Decided: March 28, 1938.

MANSFIELD & SWETT, INC., AND RIDGE HOLDING CO., BODIES CORPORATE, PROSECUTORS,
v.
TOWN OF WEST ORANGE, A MUNICIPAL CORPORATION, THE MAYOR AND BOARD OF COMMISSIONERS OF THE TOWN OF WEST ORANGE AND THE PLANNING BOARD OF THE TOWN OF WEST ORANGE, DEFENDANTS



On certiorari.

For the prosecutors, Edward R. McGlynn.

For the defendants, Alfred J. Grosso (Milton M. Unger of counsel).

Before Justices Bodine, Heher and Perskie.

Heher

The opinion of the court was delivered by

HEHER, J. On March 10th, 1936, Mansfield & Swett, Inc. (hereinafter referred to as the prosecutor), contracted to purchase from its co-prosecutor, Ridge Holding Co., a tract of land situate in the town of West Orange, at the northwest corner of Gregory avenue and Northfield road, comprising four and a half acres, and containing an old dwelling house -- since demolished -- and outbuildings. Shortly thereafter, it prepared and presented to the town's board of commissioners for approval a survey and map delineating a proposed subdivision of the tract into nineteen lots and two streets, the development to be known as "Shadowlawn." The lands are located in a "residential" zone delimited by the local zoning ordinance; and it is planned to erect thereon nineteen dwelling houses for sale at prices ranging between $15,000 and $18,000.

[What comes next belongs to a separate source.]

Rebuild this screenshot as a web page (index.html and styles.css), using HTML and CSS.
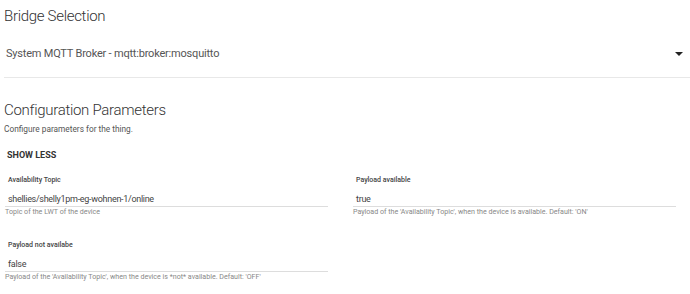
FILE: index.html
```html
<!DOCTYPE html>
<html lang="en">
<head>
    <meta charset="UTF-8">
    <title>Thing Configuration</title>
    <link rel="stylesheet" href="styles.css">
</head>
<body>
    <div class="page">
        <h2 class="section-title first">Bridge Selection</h2>

        <div class="bridge-select">
            <span class="bridge-value">System MQTT Broker - mqtt:broker:mosquitto</span>
            <span class="arrow"></span>
        </div>

        <h2 class="section-title">Configuration Parameters</h2>
        <p class="section-desc">Configure parameters for the thing.</p>

        <button class="show-less">SHOW LESS</button>

        <div class="params">
            <div class="field">
                <div class="field-label">Availability Topic</div>
                <div class="field-input">shellies/shelly1pm-eg-wohnen-1/online</div>
                <div class="field-help">Topic of the LWT of the device</div>
            </div>
            <div class="field">
                <div class="field-label">Payload available</div>
                <div class="field-input">true</div>
                <div class="field-help">Payload of the 'Availability Topic', when the device is available. Default: 'ON'</div>
            </div>
            <div class="field">
                <div class="field-label">Payload not availabe</div>
                <div class="field-input">false</div>
                <div class="field-help">Payload of the 'Availability Topic', when the device is *not* available. Default: 'OFF'</div>
            </div>
        </div>
    </div>
</body>
</html>
```

FILE: styles.css
```css
body {
    margin: 0;
    font-family: Roboto, 'Liberation Sans', sans-serif;
    background-color: #ffffff;
    color: #333333;
}

.page {
    padding: 0 0 0 4px;
}

.section-title {
    font-size: 15px;
    font-weight: 300;
    line-height: 20px;
    letter-spacing: -0.3px;
    margin: 0;
    color: #333333;
}

.section-title.first {
    padding-top: 6px;
}

.bridge-select {
    display: flex;
    align-items: center;
    justify-content: space-between;
    margin-top: 20px;
    padding: 0 7px 15px 2px;
    border-bottom: 1px solid #e8e8e8;
}

.bridge-value {
    font-size: 11px;
    line-height: 16px;
    letter-spacing: -0.2px;
    color: #555555;
}

.arrow {
    width: 0;
    height: 0;
    border-left: 4px solid transparent;
    border-right: 4px solid transparent;
    border-top: 4px solid #222222;
}

.bridge-select + .section-title {
    margin-top: 22px;
}

.section-desc {
    font-size: 8.3px;
    line-height: 10px;
    margin: 4px 0 0;
    color: #555555;
}

.show-less {
    display: block;
    margin: 15px 0 0 3px;
    padding: 0;
    border: none;
    background: none;
    font-family: inherit;
    font-size: 9px;
    font-weight: 700;
    line-height: 12px;
    color: #333333;
}

.params {
    display: grid;
    grid-template-columns: 323px 323px;
    column-gap: 25px;
    row-gap: 25px;
    margin: 15px 0 0 1px;
}

.field-label {
    font-size: 7px;
    font-weight: 500;
    line-height: 9px;
    padding-left: 3px;
    color: #444444;
}

.field-input {
    font-size: 9px;
    line-height: 12px;
    letter-spacing: -0.3px;
    padding: 8px 0 1px 3px;
    border-bottom: 1px solid #dddddd;
    color: #444444;
}

.field-help {
    font-size: 7.1px;
    line-height: 9px;
    color: #888888;
}
```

In accordance with the provisions of an existing ordinance, adopted pursuant to the authority bestowed by chapter 235 of the laws of 1930 (Pamph. L. 1930, p. 1039; Rev. Stat. 1937, 40:55-1 et seq.), creating a planning board and investing it with authority "to effect the adoption of a master plan" for the municipality, and "to adopt regulations governing the subdivision of land, to approve plats showing new streets or highways and to determine and fix the minimum sizes of lots and to establish building lines," and generally to exercise the authority conferred by the cited statute, the municipal governing body, at a meeting held on May 5th, 1936, referred the matter to the planning board "for their recommendations in the premises." That body, after public hearing had, "disapproved the proposed plan." The transcript of the minutes incorporated in the return discloses the rejection was "due to the fact" that the plan "does not conform with the developments along Gregory avenue, between Northfield road and Mt. Pleasant avenue, and that the greater number of property owners expressed their opinion objecting to same at public hearing held * * *."

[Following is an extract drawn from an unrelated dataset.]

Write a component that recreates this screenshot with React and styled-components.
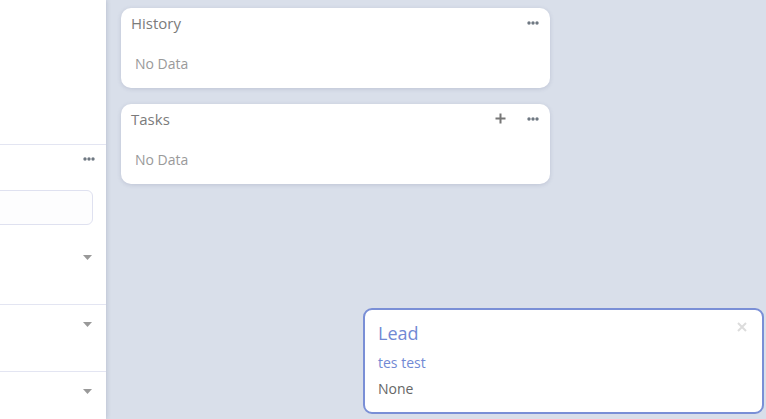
import React from "react";
import styled, { createGlobalStyle } from "styled-components";

const GlobalStyle = createGlobalStyle`
  html, body {
    margin: 0;
    padding: 0;
    height: 100%;
    overflow: hidden;
  }
  body {
    font-family: "Open Sans", "Liberation Sans", sans-serif;
    background: #d9dfea;
  }
  #root {
    height: 100%;
  }
`;

function Dots() {
  return (
    <svg width="12" height="4" viewBox="0 0 12 4">
      <circle cx="2" cy="2" r="1.7" fill="#6f7882" />
      <circle cx="6" cy="2" r="1.7" fill="#6f7882" />
      <circle cx="10" cy="2" r="1.7" fill="#6f7882" />
    </svg>
  );
}

function Plus() {
  return (
    <svg width="11" height="11" viewBox="0 0 11 11">
      <path d="M5.5 0.5v10M0.5 5.5h10" stroke="#777" strokeWidth="2" />
    </svg>
  );
}

function Caret() {
  return (
    <svg width="9" height="5" viewBox="0 0 9 5">
      <path d="M0 0h9L4.5 5z" fill="#999" />
    </svg>
  );
}

function Close() {
  return (
    <svg width="10" height="10" viewBox="0 0 10 10">
      <path d="M1 1l8 8M9 1l-8 8" stroke="#dcdcdc" strokeWidth="2" />
    </svg>
  );
}

export default function App() {
  return (
    <>
      <GlobalStyle />
      <Page>
        <Sidebar>
          <SideTop />
          <SideHeader>
            <Dots />
          </SideHeader>
          <SearchBox />
          <SelectRow $first>
            <Caret />
          </SelectRow>
          <SelectRow>
            <Caret />
          </SelectRow>
          <SelectRow>
            <Caret />
          </SelectRow>
        </Sidebar>
        <Main>
          <Card>
            <CardHead>
              <CardTitle>History</CardTitle>
              <Actions>
                <Dots />
              </Actions>
            </CardHead>
            <Empty>No Data</Empty>
          </Card>
          <Card>
            <CardHead>
              <CardTitle>Tasks</CardTitle>
              <Actions>
                <Plus />
                <Dots />
              </Actions>
            </CardHead>
            <Empty>No Data</Empty>
          </Card>
        </Main>
        <Toast>
          <CloseBtn>
            <Close />
          </CloseBtn>
          <ToastTitle>Lead</ToastTitle>
          <ToastLink>tes test</ToastLink>
          <ToastText>None</ToastText>
        </Toast>
      </Page>
    </>
  );
}

const Page = styled.div`
  position: relative;
  display: flex;
  height: 100%;
`;

const Sidebar = styled.div`
  width: 106px;
  flex-shrink: 0;
  background: #fff;
  box-shadow: 1px 0 4px rgba(60, 70, 110, 0.18);
  display: flex;
  flex-direction: column;
  overflow: hidden;
  z-index: 1;

  & > * {
    flex-shrink: 0;
  }
`;

const SideTop = styled.div`
  height: 144px;
  border-bottom: 1px solid #e3e5f2;
`;

const SideHeader = styled.div`
  height: 28px;
  display: flex;
  justify-content: flex-end;
  align-items: center;
  padding-right: 11px;
`;

const SearchBox = styled.div`
  margin: 17px 13px 0 -10px;
  height: 33px;
  border: 1px solid #dfe1f0;
  border-radius: 6px;
  background: #fdfdfe;
`;

const SelectRow = styled.div`
  height: ${({ $first }) => ($first ? "80px" : "67px")};
  border-bottom: 1px solid #e3e5f2;
  display: flex;
  justify-content: flex-end;
  align-items: flex-start;
  padding: ${({ $first }) => ($first ? "30px" : "17px")} 14px 0 0;
  box-sizing: border-box;
`;

const Main = styled.div`
  flex: 1;
  padding: 8px 15px;
  display: flex;
  flex-direction: column;
  gap: 16px;
`;

const Card = styled.div`
  width: 429px;
  height: 80px;
  box-sizing: border-box;
  background: #fff;
  border-radius: 10px;
  box-shadow: 0 1px 4px rgba(70, 80, 120, 0.18);
  padding: 5px 11px 0 10px;
`;

const CardHead = styled.div`
  display: flex;
  justify-content: space-between;
  align-items: center;
  height: 20px;
`;

const CardTitle = styled.div`
  font-size: 15px;
  color: #7b7b7b;
`;

const Actions = styled.div`
  display: flex;
  align-items: center;
  gap: 21px;
  margin-top: -1px;
`;

const Empty = styled.div`
  margin: 21px 0 0 4px;
  font-size: 14px;
  color: #9a9a9a;
`;

const Toast = styled.div`
  position: absolute;
  left: 363px;
  top: 308px;
  width: 401px;
  height: 106px;
  box-sizing: border-box;
  background: #fff;
  border: 2px solid #7a8fd6;
  border-radius: 9px;
  padding: 10px 14px 10px 13px;
  display: flex;
  flex-direction: column;
`;

const CloseBtn = styled.div`
  position: absolute;
  top: 12px;
  right: 15px;
  line-height: 0;
`;

const ToastTitle = styled.div`
  font-size: 18px;
  color: #7189d4;
  line-height: 26px;
`;

const ToastLink = styled.div`
  font-size: 14px;
  color: #7189d4;
  margin-top: 7px;
  line-height: 20px;
`;

const ToastText = styled.div`
  font-size: 14px;
  color: #666;
  margin-top: 6px;
  line-height: 20px;
`;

The proceedings were thereupon brought into this court by certiorari, with the result that the "record" was "remanded

to the planning board in order that the grounds of disapproval may be 'stated upon its records' as required by the statute." 15 N.J. Mis. R. 441.

Thereafter, and pursuant thereto, the planning board -- by resolution adopted on June 3d, 1937 -- set down the reasons for the disapproving action. In substance, these are (1) that the proposed development is not in keeping with the character of the neighborhood and would so decrease the "ratables of surrounding properties" as to entail financial loss to the municipality; (2) that it would effect "an increase in density of population on the premises in question where none now exists," and would create additional traffic hazards, particularly for school children and the fire department, and place upon the municipality "the burden of additional policing" and "necessitate additional supervision of traffic;" (3) that the proposal is "contrary to the unanimous wish of practically all the property owners between Northfield road and Mt. Pleasant avenue," and is "an innovation * * * not deemed beneficial to the municipality or to the neighborhood;" and (4) that approval of the plan "would interfere with safety, health and general welfare of the community."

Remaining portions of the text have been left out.